The Historian

The Historian by Elizabeth Kostova may have been my favorite book of 2018 for its detail, complexity, and the blending of the history and folklore of Vlad Tepes (Vlad the Impaler) and his fictional counterpart, Count Dracula.

It kicked off a series of Dracula books for me in 2018. Dracula is a fascinating legend to begin with, and as I said previously, I did a lot of “scary” in 2018. The Historian isn’t a typical “horror” story but there are a lot of elements of it, and it’s definitely a suspenseful book. I’d put it mostly under historical fiction, but it’s a lot more complicated than that.

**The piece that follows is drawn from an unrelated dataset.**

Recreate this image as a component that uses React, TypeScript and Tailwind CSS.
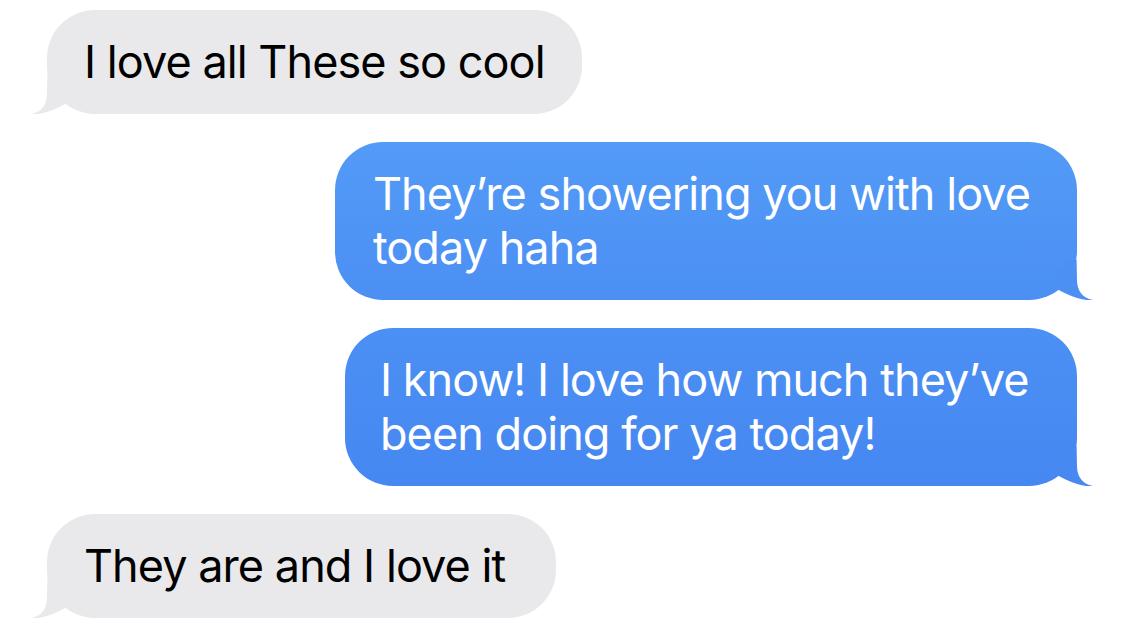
import type { ReactNode } from 'react'

type Side = 'left' | 'right'

function Tail({ side, color }: { side: Side, color: string }) {
  // drawn for the right side; mirrored for the left
  return (
    <svg
      className={side === 'right' ? 'absolute -right-[16px] bottom-0' : 'absolute -left-[16px] bottom-0 -scale-x-100'}
      width="50"
      height="40"
      viewBox="0 0 50 40"
    >
      <path
        d="M26 0 L33.6 0 L34 20 C34 30 39 38 50 40 C40 41 28 37 14 29 Q14 12 26 0 Z"
        fill={color}
      />
    </svg>
  )
}

function Bubble({ side, className, tailColor, children }: { side: Side, className: string, tailColor: string, children: ReactNode }) {
  return (
    <div className={`relative rounded-[48px] pt-[25px] pb-[25px] text-[45px] leading-[54px] tracking-[-0.021em] ${side === 'right' ? 'self-end text-white' : 'self-start text-black'} ${className}`}>
      <Tail side={side} color={tailColor} />
      <div className="relative whitespace-nowrap">{children}</div>
    </div>
  )
}

export default function App() {
  return (
    <div
      className="min-h-screen bg-white pl-[47px] pr-[48px] pt-[10px] flex flex-col gap-[28px]"
      style={{ fontFamily: 'Inter, "Noto Sans", sans-serif' }}
    >
      <Bubble side="left" tailColor="#e9e9eb" className="w-[535px] pl-[37px] bg-[#e9e9eb]">
        I love all These so cool
      </Bubble>
      <Bubble side="right" tailColor="#4c90f3" className="w-[742px] pl-[38px] bg-linear-to-b from-[#539bf7] to-[#4b8ff3]">
        They’re showering you with love
        <br />
        today haha
      </Bubble>
      <Bubble side="right" tailColor="#4788f1" className="w-[732px] pl-[35px] bg-linear-to-b from-[#4b90f4] to-[#4687f1]">
        I know! I love how much they’ve
        <br />
        been doing for ya today!
      </Bubble>
      <Bubble side="left" tailColor="#e9e9eb" className="w-[509px] pl-[37px] bg-[#e9e9eb]">
        They are and I love it
      </Bubble>
    </div>
  )
}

The Historian is a story within a story. It’s actually a story within a story within a story, but it begins to get confusing if you think about it too hard, and it really wasn’t a confusing book. Don’t get me wrong – it was long and quite dense. I did the audiobook version and it was 24 hours? 26? It was long. But it wasn’t confusing.

The unnamed narrator, in Amsterdam in the 1970s, finds a vellum book with a woodcut of a dragon associated with Dracula, and she asks her father, Paul, about it. He explains that he found it in his study carrel during his time as a graduate student in the 1950s. He took it to his mentor/advisor, Professor Bartholomew Rossi, and discovered Rossi had also found one when he was a graduate student in the 1930s. Rossi researches Vlad Tepes, the Dracula myth, and these mysterious books. Rossi travels as far as Istanbul, but unexplained circumstances and characters send him back to his graduate work at the university and Rossi, in the 1950s, informs Paul that he believes that Dracula is, somehow, still alive. After meeting with Paul, Rossi disappears.

There are smears of blood on Rossi’s desk and on the ceiling, but other than that, everything is in place. The police suspect run of the mill foul play, but Paul is certain that something involved in research into the Dracula legend is to blame for his disappearance.

The majority of the book follows the 1950s story, with cuts in and out to the 1930s and 1970s storylines, with all three of the main characters – the narrator, Paul, and Rossi – researching the Dracula myth in Europe and eventually converging later in the book.

As I said, the blending of history and folklore in this story made it one of my favorites of 2018. There’s tons of cool info about Vlad Tepes, the Dracula legend, and Europe in general. I loved the story surrounding the narrator, Paul, and Rossi as well as the ambiguous ending.

The Historian was one of those books that made me sad it was over, like it should have kept going, like there was even more story that could have been told. It was so good that I jumped on Kostova’s The Swan Thieves, which ended up being one of the books I returned early and didn’t finish last year. I don’t know if Kostova is a one hit wonder, but if she is, I very much enjoyed and highly recommend this one hit. If you enjoy history and folklore like I do, I think you’ll like The Historian as well.